* BEGIN DATA LINES *

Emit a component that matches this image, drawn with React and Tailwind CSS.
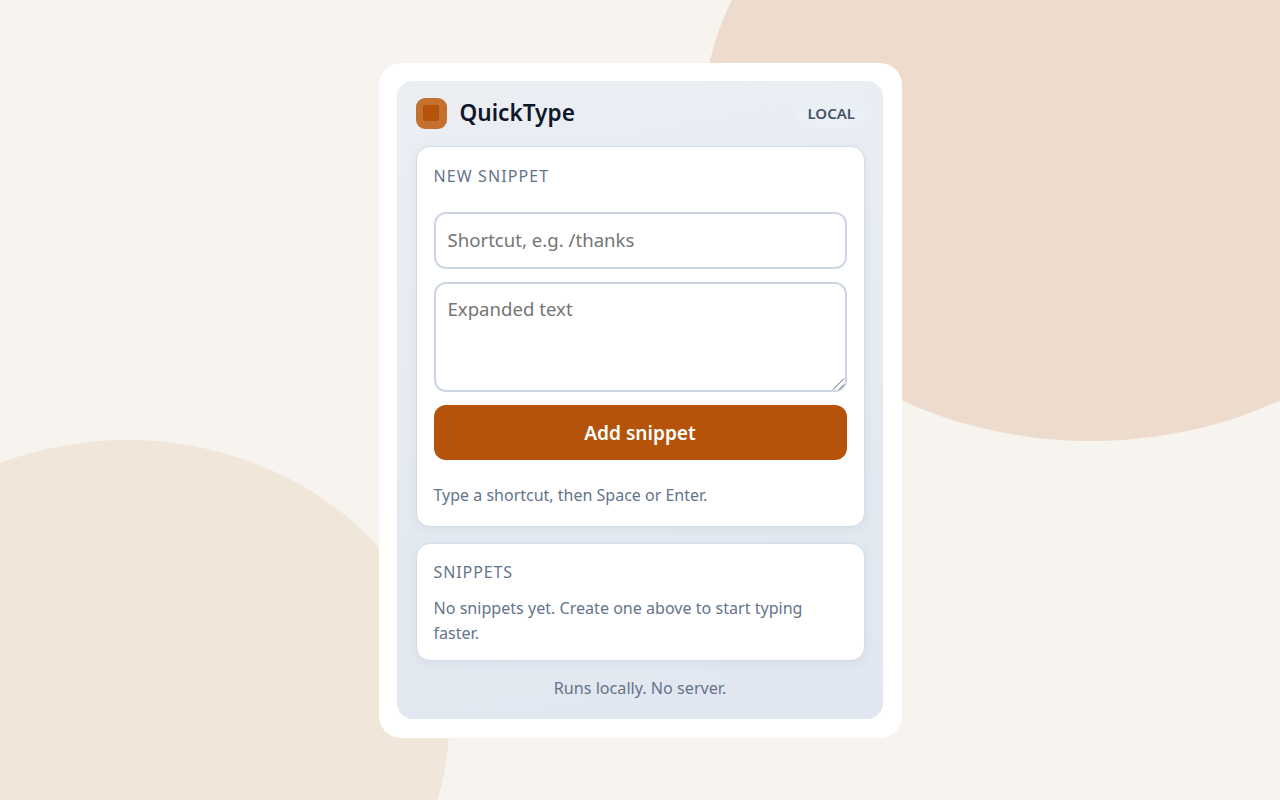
export default function App() {
  return (
    <div className="relative flex h-[800px] w-[1280px] items-center justify-center overflow-hidden bg-[#f7f4ef] font-['Noto_Sans',sans-serif]">
      <div className="absolute left-[703px] top-[-199px] h-[640px] w-[776px] rounded-[50%] bg-[#eddccd]" />
      <div className="absolute left-[-195px] top-[440px] h-[568px] w-[644px] rounded-[50%] bg-[#f1e6da]" />
      <div className="relative h-[675px] w-[523px] rounded-[22px] bg-white pb-[19px] pl-[18px] pr-[19px] pt-[18px]">
        <div className="flex h-full flex-col rounded-[16px] bg-[linear-gradient(170deg,#ebeff4,#e1e7f0)] pl-[19px] pr-[18px] pt-[16px]">
          <header className="flex h-[33px] items-center justify-between">
            <div className="flex items-center gap-[13px]">
              <div className="flex h-[31px] w-[31px] items-center justify-center rounded-[9px] bg-[#c4702f]">
                <div className="h-[16px] w-[16px] rounded-[2px] bg-[#b45309]" />
              </div>
              <span className="text-[22.6px] font-semibold leading-none text-[#0f172a]">QuickType</span>
            </div>
            <span className="-mr-px rounded-full bg-[#ebf0f6] px-[10.5px] py-[5px] text-[15px] font-semibold leading-[20px] text-[#475569]">LOCAL</span>
          </header>
          <section className="mt-[16px] flex h-[381px] flex-col rounded-[14px] border border-[#d3dcea] bg-white px-[17px] pt-[17px] shadow-[0_2px_8px_rgba(100,116,139,0.1)]">
            <h2 className="text-[16px] font-normal leading-[24px] tracking-[1.1px] text-[#64748b]">NEW SNIPPET</h2>
            <input
              readOnly
              placeholder="Shortcut, e.g. /thanks"
              className="mt-[24px] h-[57px] w-full shrink-0 rounded-[12px] border-2 border-[#cdd6e4] bg-white px-[12px] pb-[2px] text-[18.6px] text-[#334155] outline-none placeholder:text-[#757575]"
            />
            <div className="relative mt-[13px] h-[110px] shrink-0">
              <textarea
                readOnly
                placeholder="Expanded text"
                className="block h-full w-full resize-none rounded-[12px] border-2 border-[#cdd6e4] bg-white px-[12px] py-[12px] text-[18.6px] leading-[26px] text-[#334155] outline-none placeholder:text-[#757575]"
              />
              <svg className="absolute bottom-[2px] right-[2px] h-[13px] w-[13px]" viewBox="0 0 13 13" fill="none" stroke="#5a5a5a" strokeWidth="1">
                <path d="M1 12.5 12 1.5" />
                <path d="M7 12.5 12 7.5" />
              </svg>
            </div>
            <button className="mt-[13px] h-[55px] w-full shrink-0 rounded-[12px] bg-[#b45309] pt-[2px] text-[19.1px] font-semibold text-white">Add snippet</button>
            <p className="mt-[23px] text-[16px] leading-[24px] text-[#64748b]">Type a shortcut, then Space or Enter.</p>
          </section>
          <section className="mt-[16px] h-[118px] rounded-[14px] border border-[#d3dcea] bg-white px-[17px] pt-[16px] shadow-[0_2px_8px_rgba(100,116,139,0.1)]">
            <h2 className="text-[16px] font-normal leading-[24px] tracking-[0.9px] text-[#64748b]">SNIPPETS</h2>
            <p className="mt-[12px] text-[16.08px] leading-[25px] text-[#64748b]">No snippets yet. Create one above to start typing faster.</p>
          </section>
          <p className="mt-[15px] text-center text-[16.15px] leading-[24px] text-[#64748b]">Runs locally. No server.</p>
        </div>
      </div>
    </div>
  );
}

* END DATA LINES *

WHAT IS REQUIRED - Transcribe all of the material exactly, leaving out whatever pictures it contains.

ANSWER -
Emit a component that matches this image, drawn with React and Tailwind CSS.
export default function App() {
  return (
    <div className="relative flex h-[800px] w-[1280px] items-center justify-center overflow-hidden bg-[#f7f4ef] font-['Noto_Sans',sans-serif]">
      <div className="absolute left-[703px] top-[-199px] h-[640px] w-[776px] rounded-[50%] bg-[#eddccd]" />
      <div className="absolute left-[-195px] top-[440px] h-[568px] w-[644px] rounded-[50%] bg-[#f1e6da]" />
      <div className="relative h-[675px] w-[523px] rounded-[22px] bg-white pb-[19px] pl-[18px] pr-[19px] pt-[18px]">
        <div className="flex h-full flex-col rounded-[16px] bg-[linear-gradient(170deg,#ebeff4,#e1e7f0)] pl-[19px] pr-[18px] pt-[16px]">
          <header className="flex h-[33px] items-center justify-between">
            <div className="flex items-center gap-[13px]">
              <div className="flex h-[31px] w-[31px] items-center justify-center rounded-[9px] bg-[#c4702f]">
                <div className="h-[16px] w-[16px] rounded-[2px] bg-[#b45309]" />
              </div>
              <span className="text-[22.6px] font-semibold leading-none text-[#0f172a]">QuickType</span>
            </div>
            <span className="-mr-px rounded-full bg-[#ebf0f6] px-[10.5px] py-[5px] text-[15px] font-semibold leading-[20px] text-[#475569]">LOCAL</span>
          </header>
          <section className="mt-[16px] flex h-[381px] flex-col rounded-[14px] border border-[#d3dcea] bg-white px-[17px] pt-[17px] shadow-[0_2px_8px_rgba(100,116,139,0.1)]">
            <h2 className="text-[16px] font-normal leading-[24px] tracking-[1.1px] text-[#64748b]">NEW SNIPPET</h2>
            <input
              readOnly
              placeholder="Shortcut, e.g. /thanks"
              className="mt-[24px] h-[57px] w-full shrink-0 rounded-[12px] border-2 border-[#cdd6e4] bg-white px-[12px] pb-[2px] text-[18.6px] text-[#334155] outline-none placeholder:text-[#757575]"
            />
            <div className="relative mt-[13px] h-[110px] shrink-0">
              <textarea
                readOnly
                placeholder="Expanded text"
                className="block h-full w-full resize-none rounded-[12px] border-2 border-[#cdd6e4] bg-white px-[12px] py-[12px] text-[18.6px] leading-[26px] text-[#334155] outline-none placeholder:text-[#757575]"
              />
              <svg className="absolute bottom-[2px] right-[2px] h-[13px] w-[13px]" viewBox="0 0 13 13" fill="none" stroke="#5a5a5a" strokeWidth="1">
                <path d="M1 12.5 12 1.5" />
                <path d="M7 12.5 12 7.5" />
              </svg>
            </div>
            <button className="mt-[13px] h-[55px] w-full shrink-0 rounded-[12px] bg-[#b45309] pt-[2px] text-[19.1px] font-semibold text-white">Add snippet</button>
            <p className="mt-[23px] text-[16px] leading-[24px] text-[#64748b]">Type a shortcut, then Space or Enter.</p>
          </section>
          <section className="mt-[16px] h-[118px] rounded-[14px] border border-[#d3dcea] bg-white px-[17px] pt-[16px] shadow-[0_2px_8px_rgba(100,116,139,0.1)]">
            <h2 className="text-[16px] font-normal leading-[24px] tracking-[0.9px] text-[#64748b]">SNIPPETS</h2>
            <p className="mt-[12px] text-[16.08px] leading-[25px] text-[#64748b]">No snippets yet. Create one above to start typing faster.</p>
          </section>
          <p className="mt-[15px] text-center text-[16.15px] leading-[24px] text-[#64748b]">Runs locally. No server.</p>
        </div>
      </div>
    </div>
  );
}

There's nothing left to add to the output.